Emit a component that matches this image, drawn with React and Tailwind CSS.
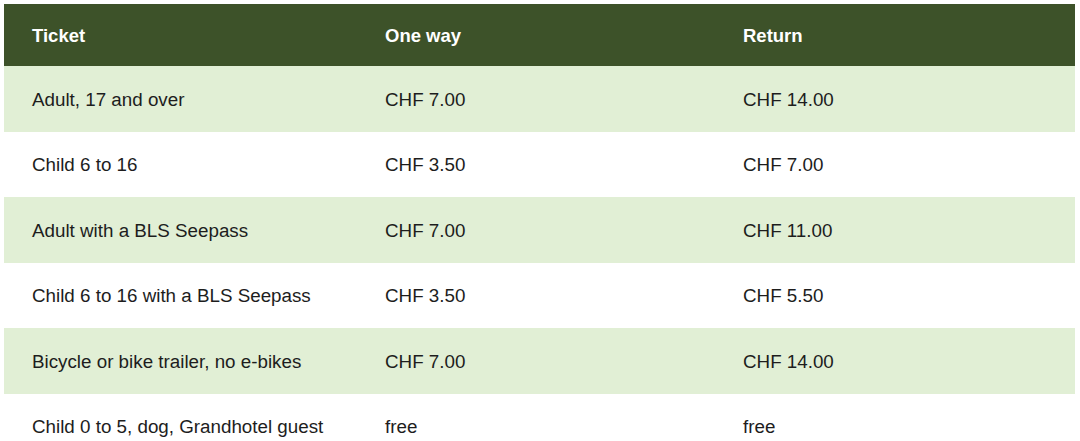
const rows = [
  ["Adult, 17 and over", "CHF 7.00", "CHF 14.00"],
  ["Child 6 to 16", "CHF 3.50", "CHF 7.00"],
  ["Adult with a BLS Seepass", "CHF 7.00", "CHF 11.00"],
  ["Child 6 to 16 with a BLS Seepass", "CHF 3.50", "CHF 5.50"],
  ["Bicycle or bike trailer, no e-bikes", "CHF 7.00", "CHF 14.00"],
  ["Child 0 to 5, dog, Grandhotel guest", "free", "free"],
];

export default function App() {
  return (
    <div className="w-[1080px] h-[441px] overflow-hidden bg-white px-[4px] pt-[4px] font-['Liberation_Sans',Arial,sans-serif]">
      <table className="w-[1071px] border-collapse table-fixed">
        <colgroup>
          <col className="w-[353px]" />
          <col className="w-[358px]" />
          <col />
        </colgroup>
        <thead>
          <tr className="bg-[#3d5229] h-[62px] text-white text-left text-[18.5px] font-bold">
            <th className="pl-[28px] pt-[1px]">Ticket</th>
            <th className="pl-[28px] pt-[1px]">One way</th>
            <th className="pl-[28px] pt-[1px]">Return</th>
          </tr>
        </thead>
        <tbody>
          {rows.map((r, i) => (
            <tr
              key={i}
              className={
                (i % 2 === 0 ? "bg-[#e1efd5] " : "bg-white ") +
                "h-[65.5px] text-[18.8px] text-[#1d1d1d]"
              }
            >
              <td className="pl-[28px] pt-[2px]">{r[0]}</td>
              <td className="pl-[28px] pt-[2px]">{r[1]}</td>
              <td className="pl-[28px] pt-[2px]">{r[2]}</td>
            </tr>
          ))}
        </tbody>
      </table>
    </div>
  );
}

____

Task requirements
Working from the material above, transcribe it exactly while omitting pictures.

Written response
Emit a component that matches this image, drawn with React and Tailwind CSS.
const rows = [
  ["Adult, 17 and over", "CHF 7.00", "CHF 14.00"],
  ["Child 6 to 16", "CHF 3.50", "CHF 7.00"],
  ["Adult with a BLS Seepass", "CHF 7.00", "CHF 11.00"],
  ["Child 6 to 16 with a BLS Seepass", "CHF 3.50", "CHF 5.50"],
  ["Bicycle or bike trailer, no e-bikes", "CHF 7.00", "CHF 14.00"],
  ["Child 0 to 5, dog, Grandhotel guest", "free", "free"],
];

export default function App() {
  return (
    <div className="w-[1080px] h-[441px] overflow-hidden bg-white px-[4px] pt-[4px] font-['Liberation_Sans',Arial,sans-serif]">
      <table className="w-[1071px] border-collapse table-fixed">
        <colgroup>
          <col className="w-[353px]" />
          <col className="w-[358px]" />
          <col />
        </colgroup>
        <thead>
          <tr className="bg-[#3d5229] h-[62px] text-white text-left text-[18.5px] font-bold">
            <th className="pl-[28px] pt-[1px]">Ticket</th>
            <th className="pl-[28px] pt-[1px]">One way</th>
            <th className="pl-[28px] pt-[1px]">Return</th>
          </tr>
        </thead>
        <tbody>
          {rows.map((r, i) => (
            <tr
              key={i}
              className={
                (i % 2 === 0 ? "bg-[#e1efd5] " : "bg-white ") +
                "h-[65.5px] text-[18.8px] text-[#1d1d1d]"
              }
            >
              <td className="pl-[28px] pt-[2px]">{r[0]}</td>
              <td className="pl-[28px] pt-[2px]">{r[1]}</td>
              <td className="pl-[28px] pt-[2px]">{r[2]}</td>
            </tr>
          ))}
        </tbody>
      </table>
    </div>
  );
}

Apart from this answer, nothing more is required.